Going beyond existing testing methods, Dyson engineers use a breathing manikin (hilariously named Frank) fitted with medical-grade mechanical lungs and sensing equipment, which ‘inhales’ pollution replicating human breathing patterns in a controlled chamber. They then measure the pollution level within the nose and throat to determine the filtration efficacy of those particles which would otherwise end up in Frank’s artificial lung.
Precision-engineered compressors within the earcups draw air through the dual-layer filters, intelligently designed to fit within the considerable space constraints of a headphone.
The negatively charged electrostatic filter media captures ultrafine particles such as allergens, and particles from sources such as brake dust, industry combustion and construction whilst a potassium-enriched carbon layer captures city gas pollutants like NO2 and SO2. The compressor channels the purified air to the wearer’s nose and mouth via the contact-free visor, formed with flexible returns that channel the flow of purified air to the wearer’s nose and mouth.
Dyson Zone air purifying headphone – ear cushions and the science of comfort
Every head on the planet is unique. As Dyson’s first wearable, Dyson engineers had to think about comfort in a new way. Detailed research into head and face geometries meant engineers could measure how the Dyson Zone air purifying headphones would sit on and perform on different heads– informing the clamp force of the headband, the geometry and materials of the visor, the adjustability of the machine and much more.
Taking inspiration from the shape and design of a horse’s saddle, the Dyson Zone is engineered to distribute weight over the sides of the head, rather than on the top.
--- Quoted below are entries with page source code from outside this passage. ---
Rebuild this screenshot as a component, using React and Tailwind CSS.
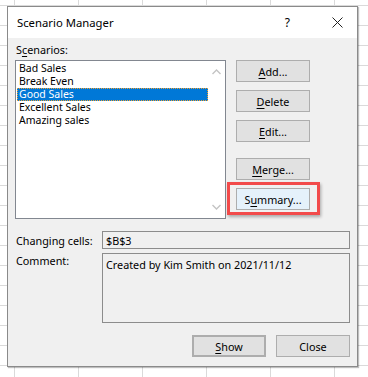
import React from 'react';

const items = ['Bad Sales', 'Break Even', 'Good Sales', 'Excellent Sales', 'Amazing sales'];

const Btn = ({ children, className = '' }) => (
  <div className={`h-[22px] w-[74px] flex items-center justify-center border border-[#adadad] bg-[#e1e1e1] ${className}`}>
    {children}
  </div>
);

const U = ({ children }) => <span className="underline underline-offset-[2px]">{children}</span>;

const Chevron = ({ up }) => (
  <svg width="9" height="6" viewBox="0 0 9 6" className="text-[#c4c4c4]">
    <path d={up ? 'M0.5 5 L4.5 1 L8.5 5' : 'M0.5 1 L4.5 5 L8.5 1'} fill="none" stroke="currentColor" strokeWidth="1.4" />
  </svg>
);

export default function App() {
  return (
    <div className="w-[368px] h-[377px] bg-white bg-[linear-gradient(to_right,#dadada_1px,transparent_1px),linear-gradient(to_bottom,#dadada_1px,transparent_1px)] bg-[size:64px_20px] bg-[position:14px_5px] pt-[6px] pl-[7px] font-['Noto_Sans',sans-serif] text-[10.8px] text-black leading-[13px]">
      <div className="w-[351px] h-[361px] bg-[#f0f0f0] border border-[#8a8a8a] shadow-[1px_1px_1px_rgba(0,0,0,0.25)] flex flex-col">
        {/* title bar */}
        <div className="h-[31px] bg-white flex items-center pl-[9px] pr-[14px] text-[11.3px]">
          <span className="flex-1">Scenario Manager</span>
          <span className="text-[12px] mr-[42px]">?</span>
          <svg width="11" height="11" viewBox="0 0 11 11">
            <path d="M0.5 0.5 L10.5 10.5 M10.5 0.5 L0.5 10.5" stroke="#222" strokeWidth="1" />
          </svg>
        </div>

        <div className="flex-1 pl-[7px] pr-[6px] pt-[5px] flex flex-col">
          <div className="h-[14px] leading-[14px] pl-[1px]">S<U>c</U>enarios:</div>

          <div className="mt-[3px] flex">
            {/* list box */}
            <div className="w-[211px] h-[159px] bg-white border border-[#828790] flex">
              <div className="flex-1 pt-[1px] pl-[1px] text-[10.5px]">
                {items.map((it) => (
                  <div
                    key={it}
                    className={`h-[13px] pl-[2px] leading-[13px] ${it === 'Good Sales' ? 'bg-[#0078d7] text-white outline outline-1 outline-dotted outline-[#f0a030] -outline-offset-1' : ''}`}
                  >
                    {it}
                  </div>
                ))}
              </div>
              <div className="w-[17px] flex flex-col items-center justify-between pt-[8px] pb-[8px]">
                <Chevron up />
                <Chevron />
              </div>
            </div>

            {/* buttons */}
            <div className="ml-[10px] flex flex-col">
              <Btn><U>A</U>dd...</Btn>
              <Btn className="mt-[8px]"><U>D</U>elete</Btn>
              <Btn className="mt-[8px]"><U>E</U>dit...</Btn>
              <Btn className="mt-[16px]"><U>M</U>erge...</Btn>
              <div className="relative mt-[8px]">
                <Btn className="border-[#0078d7] bg-[#e5f1fb]">S<U>u</U>mmary...</Btn>
                <div className="absolute left-[-9px] top-[-6px] w-[93px] h-[33px] border-[3px] border-[#f24a4a] shadow-[1px_2px_3px_rgba(0,0,0,0.3)]" />
              </div>
            </div>
          </div>

          <div className="mt-[12px] flex items-center">
            <div className="w-[87px] pl-[1px]">Changing cells:</div>
            <div className="w-[248px] h-[18px] border border-[#8c8c8c] pl-[3px] flex items-center">$B$3</div>
          </div>

          <div className="mt-[4px] flex">
            <div className="w-[87px] pl-[1px] pt-[1px]">Comment:</div>
            <div className="w-[248px] h-[70px] border border-[#8c8c8c] pl-[3px] pt-[4px]">Created by Kim Smith on 2021/11/12</div>
          </div>

          <div className="mt-[12px] flex justify-end pr-[1px]">
            <Btn className="border-2 border-[#0078d7]"><U>S</U>how</Btn>
            <Btn className="ml-[10px]">Close</Btn>
          </div>
        </div>
      </div>
    </div>
  );
}
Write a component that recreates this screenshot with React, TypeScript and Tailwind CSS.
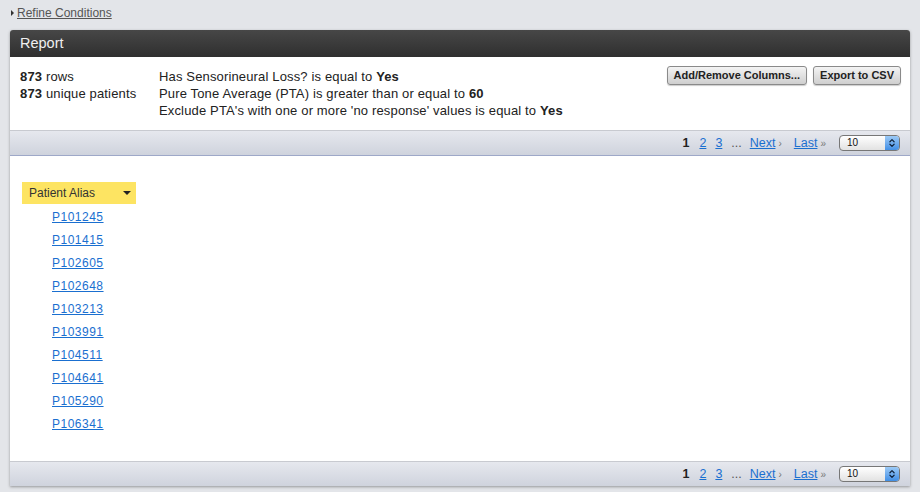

A saddle typically curves over the horse’s spine distributing the load through contact with the areas left and right of the backbone – a format used for the central cushion on the headband.
The development of the ear cushions is important for three reasons: comfort, on-head stability and passive attenuation. Foam is an obvious choice for ear cushions but Dyson engineers dug deep into the make-up of different foams to choose the most suitable material based on density, rate of compression and spring-back rate – all of which change the way pressure translates onto the head. When choosing the optimal foam for the ear and headband cushions, it was important to balance the comfort it provides, its stability when moulded to the ear, but critically the acoustic benefit it provides.
Moulding around the ear increases the size of the contact points providing better sealing – and inhibiting additional urban noise entering the ear. The cushion is purposefully flatter than conventional ear cushions for both attenuation and comfort, and the cushions are angled in line with the angle of the ear on the head for optimal comfort.
Where were the Dyson Zone air purifying headphones created
According to Dyson, the creation of their latest wearable was a team effort by multiple engineers spread across the UK, Singapore, Malaysia and China. The test engineers in the Dyson Malaysia Development Centre took point in ensuring that the Dyson Zone air purifying headphones met the brand’s standards for performance and durability at their test labs in Malaysia as well as testing it in warmer climates and higher humidity locales versus that in the UK. It looks like a very promising wearable indeed and hopefully we get our hands on a test sample soon!